La separación y las peleas tampoco pudieron destruir el vínculo de Marina Abramovic y Ulay, pioneros de la performance, que fueron pareja durante más de una década y llegaron a definirse como "un cuerpo con dos cabezas". Durante años planearon The Lovers, obra que consistía en caminar unos 2500 kilómetros desde extremos opuestos la Gran Muralla China para encontrarse en el medio y contraer matrimonio. La burocracia local demoró tanto el proyecto que para 1988, cuando finalmente pudieron concretarlo, en lugar de casarse se abrazaron para decirse adiós.
No volvieron a verse ni hablarse hasta 2010, cuando Abramovic abrió los ojos y encontró a su ex sentado frente a ella, mientras cientos de personas los observaban en el Museo de Arte Moderno de Nueva York. Como parte de la retrospectiva que le dedicó entonces el MoMA, la artista serbia impulsaba una maratón performática que consistía en sentarse durante más de setecientas horas para mirar a los ojos a quien quisiera compartir su presencia. De forma imprevista y silenciosa apareció Ulay para conmoverla hasta el llanto, la misma reacción que tienen muchos de los que miran por YouTube aquel emotivo reencuentro.

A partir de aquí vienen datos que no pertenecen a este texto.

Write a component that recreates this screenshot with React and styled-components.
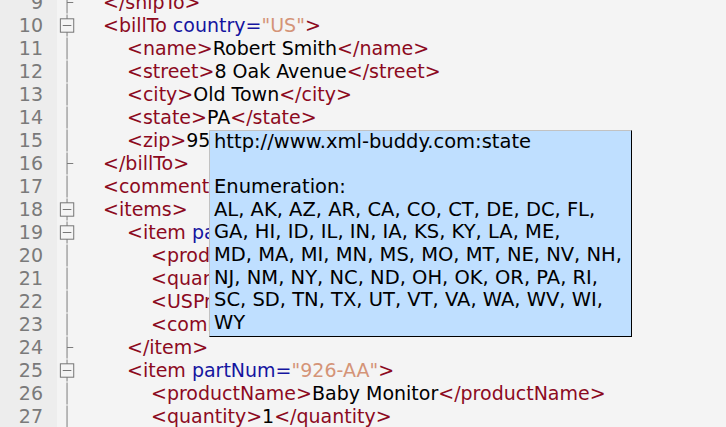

La distancia a veces sirve para acercarnos más, según pudo comprobar desde muy chica Marta Minujín. La artista argentina tenía apenas 16 años cuando falsificó su documento para casarse en secreto con Juan Carlos Gómez Sabaini, y lograr así la emancipación de sus padres para poder viajar a Europa. Desde Buenos Aires, donde estudiaba economía, él le enviaba encomiendas con pinturas, alimento y abrigo para que ella también pudiera iniciar la carrera que tanto soñaba.
"El amor jamás fue conveniencia y sé perfectamente que en todo el mundo, de los millones de hombres que hubiese podido querer, hay uno solo al que realmente necesito, y es Bebe. Si tuviera que buscar la felicidad por el mundo entero, sé que la única posibilidad que tengo es la de estar junto a él. Pero desgraciadamente no es eso solo, sino esta maldita vocación tan fuerte que es imposible torcer, esconder, matar; pide, exige, demanda siempre, y me lleva para donde quiere. Por eso estoy en París", escribió en sus diarios a mediados de los años 60 la actual "reina del arte pop" argentina, que sigue unida desde hace más de seis décadas al padre de sus dos hijos.